Why is the number of GDN requests higher than the number of page views?
Page views do not map 1:1 to GDN requests:
- Page views represent a single page loading, regardless of how many components or assets are needed to build the page.
- Requests are a count of each component the GDN proxy translates while the page is built. Multiple requests must be made to assemble a single page in many cases.
A site's or page's technical design and rendering method directly relate to the number of GDN requests. Generally speaking, the more complex the structure of a page, the higher the potential number of GDN requests required to translate it.
The number of registered page views may also depend on the exact tools used for traffic analysis and measurement. Tools like Google Analytics often exclude known bots and crawlers from the page view count, automatically resulting in fewer registered page views. The GDN does not exclude any traffic by default, so the metrics for requests include all traffic handled by our proxies.
What are some common reasons for spikes in the number of GDN requests?
The following events may lead to a spike in GDN requests:
- Any event that will increase the amount of bot traffic to your website, such as:
- Adding a new target locale
- Adding large amounts of new content to your website
- SEO crawlers being implemented
- Changes in the site structure and site redesigns
- Marketing activities directing traffic to particular pages
How to identify what caused a spike in GDN requests?

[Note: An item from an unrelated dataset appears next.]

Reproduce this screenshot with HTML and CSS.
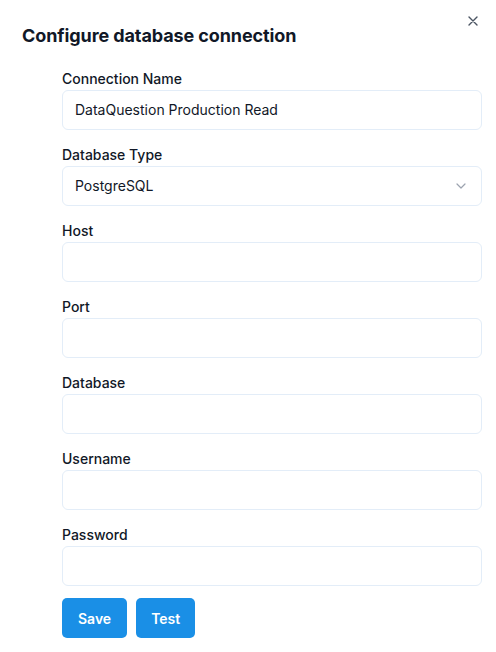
FILE: index.html
```html
<!DOCTYPE html>
<html>
<head>
<meta charset="utf-8">
<link rel="stylesheet" href="styles.css">
</head>
<body>
<div class="dialog">
  <button class="close" aria-label="Close">
    <svg width="10" height="10" viewBox="0 0 10 10"><path d="M1 1L9 9M9 1L1 9" stroke="#4b5563" stroke-width="1.4" stroke-linecap="round"/></svg>
  </button>
  <h1 class="title">Configure database connection</h1>
  <form class="form">
    <div class="field">
      <label class="label">Connection Name</label>
      <div class="input">DataQuestion Production Read</div>
    </div>
    <div class="field">
      <label class="label">Database Type</label>
      <div class="input select">PostgreSQL
        <svg class="chev" width="10" height="6" viewBox="0 0 10 6"><path d="M1 1L5 5L9 1" fill="none" stroke="#9ca3af" stroke-width="1.2" stroke-linecap="round" stroke-linejoin="round"/></svg>
      </div>
    </div>
    <div class="field"><label class="label">Host</label><div class="input"></div></div>
    <div class="field"><label class="label">Port</label><div class="input"></div></div>
    <div class="field"><label class="label">Database</label><div class="input"></div></div>
    <div class="field"><label class="label">Username</label><div class="input"></div></div>
    <div class="field"><label class="label">Password</label><div class="input"></div></div>
    <div class="actions">
      <button type="button" class="btn">Save</button>
      <button type="button" class="btn">Test</button>
    </div>
  </form>
</div>
</body>
</html>
```
FILE: styles.css
```css
* { box-sizing: border-box; }
html, body { margin: 0; padding: 0; background: #fff; }
body { font-family: Inter, "Noto Sans", sans-serif; color: #111827; }
.dialog { position: relative; padding: 22px 14px 0 22px; }
.close { position: absolute; top: 16px; right: 18px; width: 10px; height: 10px; padding: 0; border: 0; background: none; display: flex; }
.title { margin: 0; font-size: 18px; line-height: 28px; font-weight: 700; color: #111827; letter-spacing: -0.1px; }
.form { margin: 18px 0 0 40px; display: flex; flex-direction: column; }
.field { display: flex; flex-direction: column; gap: 1px; margin-bottom: 14px; }
.field:nth-last-child(2) { margin-bottom: 12px; }
.label { font-size: 14px; line-height: 20px; padding-top: 1px; font-weight: 500; color: #111827; }
.input { height: 40px; border: 1px solid #e3edf8; border-radius: 6px; padding: 0 12px; font-size: 14px; line-height: 38px; color: #111827; display: flex; align-items: center; }
.select { justify-content: space-between; }
.chev { margin-right: 3px; }
.actions { display: flex; gap: 9px; }
.btn { height: 40px; padding: 0 16px; border: 0; border-radius: 5px; background: #1a8fe6; color: #fff; font-family: Inter, sans-serif; font-size: 14px; font-weight: 600; }
.btn + .btn { padding: 0 15px; }
```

If you notice a spike in GDN requests, we recommend conducting a traffic analysis to identify possible causes:
- Check if any of the events listed above have recently occurred.
- Check if there are specific User-Agents causing the majority of the traffic.
- If needed, take steps to filter out this traffic.
- Check for spikes in unsuccessful HTTP responses (e.g. HTTP 404 status - Page Not Found).
- To help avoid unsuccessful responses, remove or fix any broken or archived links and references. These may be present in outdated robots.txt or sitemap.xml files that are part of your site.
- Consider caching translated error pages, so that they are not served by the GDN.
Remember that the GDN proxies all requests to your source site(s). This means that your source sites will have a record of all the traffic that passes through the GDN. In addition to any logs provided by Smartling, your web servers will also be able to provide a complete picture of the nature and composition of received traffic.
How can I filter out bot traffic?
Smartling's GDN doesn't filter out bot traffic as an out-of-the-box solution. Some bot traffic can create exceptional value for your company, e.g. bots from search providers like Google, which ensure good SEO performance by indexing your site.
Other bots can lead to a spike in GDN requests without providing any benefit to your company. There are steps that can be taken on your end to filter out unwanted bot traffic.
To filter out unwanted bot traffic from bots providing their User-Agent ID:
- Identify the User-Agent ID of unwanted bots (if available).
- Add unwanted bots and crawlers to your robots.txt file:
This file establishes which URLs a bot or crawler can and cannot access on your site. -
Locale-specific sitemaps:
If the robots.txt file is not sufficient, a custom sitemap can be implemented for your localized sites. Similar to robots.txt, the sitemap helps direct bots to the appropriate sections on your website.
To also filter out bots that don't provide a User-Agent ID or that pretend to be humans:
-
Content Delivery Network (CDN):
CDNs can be configured to implicitly direct or block traffic based upon more advanced tools like real-time behavior analysis of traffic sources. For example, no human can browse 1000 pages in a few minutes, so even if that "user" self-identifies with a non-bot User-Agent, they are likely some automatic crawling software. -
Firewall (WAF) rules:
As an alternative or complement to CDN, a Web Application Firewall (WAF) can block traffic using a massive range of traffic filtering, analysis, and shaping capabilities. Many WAFs already include a filter for known bots.